Georg Burmester (4 December 1864, Barmen - 30 June 1936, Heikendorf) was a German Impressionist painter.

==Life and work==
He was born to Adolf Burmester, Director of the local Realschule, and Charlotte Henriette Marie née Ritter. From 1881 to 1883, he studied at the Kunstakademie Düsseldorf with Heinrich Lauenstein and Hugo Crola. He then transferred to the Academy of Fine Arts, Karlsruhe, where his primary instructor was Gustav Schönleber.

In 1886, he made a study trip to Italy then, from 1887 to 1888, performed his mandatory military service. After completing his studies, in 1889, he moved to Kiel and befriended his fellow artist, Ernst Eitner. Upon his recommendation, he later went to work at the Gothmund Artists' Colony.
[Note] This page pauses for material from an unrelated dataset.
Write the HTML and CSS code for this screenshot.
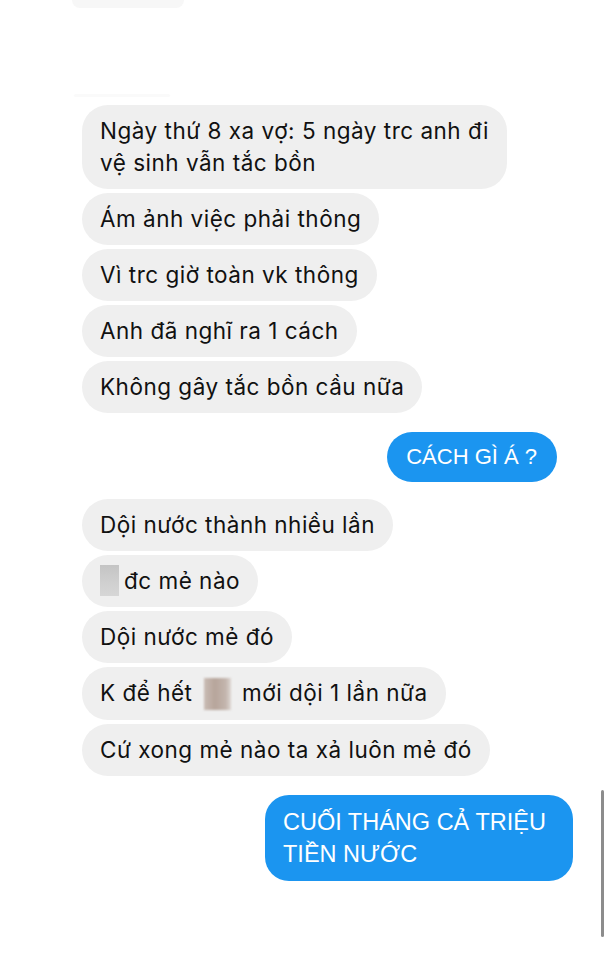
FILE: index.html
```html
<!DOCTYPE html>
<html lang="vi">
<head>
<meta charset="utf-8">
<title>Chat</title>
<link rel="stylesheet" href="styles.css">
</head>
<body>
<div class="screen">
  <div class="ghost-top"></div>
  <div class="ghost-line"></div>
  <div class="thread">
    <div class="group in">
      <div class="bubble gray">Ngày thứ 8 xa vợ: 5 ngày trc anh đi<br>vệ sinh vẫn tắc bồn</div>
      <div class="bubble gray">Ám ảnh việc phải thông</div>
      <div class="bubble gray">Vì trc giờ toàn vk thông</div>
      <div class="bubble gray">Anh đã nghĩ ra 1 cách</div>
      <div class="bubble gray">Không gây tắc bồn cầu nữa</div>
    </div>
    <div class="group out">
      <div class="bubble blue b1">CÁCH GÌ Á ?</div>
    </div>
    <div class="group in">
      <div class="bubble gray">Dội nước thành nhiều lần</div>
      <div class="bubble gray"><span class="blur blur-gray"></span>đc mẻ nào</div>
      <div class="bubble gray">Dội nước mẻ đó</div>
      <div class="bubble gray">K để hết <span class="blur blur-brown"></span> mới dội 1 lần nữa</div>
      <div class="bubble gray">Cứ xong mẻ nào ta xả luôn mẻ đó</div>
    </div>
    <div class="group out">
      <div class="bubble blue b2">CUỐI THÁNG CẢ TRIỆU<br>TIỀN NƯỚC</div>
    </div>
  </div>
  <div class="scroll-indicator"></div>
</div>
</body>
</html>
```

FILE: styles.css
```css
html, body {
  margin: 0;
  padding: 0;
  background: #ffffff;
}

.screen {
  position: relative;
  width: 608px;
  height: 960px;
  overflow: hidden;
  background: #ffffff;
}

.ghost-top {
  width: 112px;
  height: 8px;
  margin-left: 72px;
  background: #f7f7f7;
  border-radius: 0 0 8px 8px;
}

.ghost-line {
  width: 96px;
  height: 3px;
  margin: 86px 0 0 74px;
  background: #fafafa;
  border-radius: 2px;
}

.thread {
  display: flex;
  flex-direction: column;
  margin-top: 8px;
}

.group {
  display: flex;
  flex-direction: column;
  gap: 4px;
}

.group.in {
  align-items: flex-start;
  padding-left: 82px;
}

.group.out {
  align-items: flex-end;
  margin-top: 19px;
  margin-bottom: 17px;
}

.bubble {
  font-family: "Inter", "Noto Sans", sans-serif;
  font-size: 22.5px;
  letter-spacing: 0.5px;
  line-height: 32px;
  padding: 10px 18px;
  border-radius: 26px;
  color: #111111;
  white-space: nowrap;
}

.bubble.gray {
  background: #efefef;
}

.bubble.blue {
  background: #1b95f0;
  color: #ffffff;
  font-family: "Liberation Sans", "Noto Sans", sans-serif;
  font-size: 22px;
  letter-spacing: 0;
  border-radius: 26px;
}

.b1 {
  margin-right: 51px;
  padding: 9px 20px 9px 19px;
}

.bubble.b2 {
  margin-right: 35px;
  width: 308px;
  box-sizing: border-box;
  padding: 11px 18px;
  border-radius: 24px;
  font-size: 23.5px;
}

.blur {
  display: inline-block;
  vertical-align: -7px;
}

.blur-gray {
  width: 19px;
  height: 31px;
  margin-right: 5px;
  background: linear-gradient(#c4c4c4, #cfcfcf 55%, #d6d6d6);
}

.blur-brown {
  width: 27px;
  height: 32px;
  margin: 0 4px 0 5px;
  vertical-align: -9px;
  background: linear-gradient(90deg, #c9bcb5, #b7a59b 40%, #c3b5ad 80%, #ddd6d2);
  filter: blur(1px);
}

.scroll-indicator {
  position: absolute;
  left: 601px;
  top: 790px;
  width: 3px;
  height: 147px;
  border-radius: 2px;
  background: #8c8c8c;
}
```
In 1894, he was a founding member of the Schleswig-Holstein Art Cooperative. The following year, he married Anne Nitzsch, the daughter of a Senator from Berlin, and settled in Möltenort, near Heikendorf. From there, he made study trips to Copenhagen and Norway. Together with Fritz Stoltenberg, he established an art school in 1905. He was awarded the Villa Romana Prize in 1907, and stayed in Florence for a year.

From 1912 to 1930, he was a teacher at the Kunstakademie Kassel, and received the title of Professor in 1917. His best known student from this period was the landscape painter, Sepp Vees. After 1930, he returned to Möltenort and was active at the Heikendorf Atists' Colony.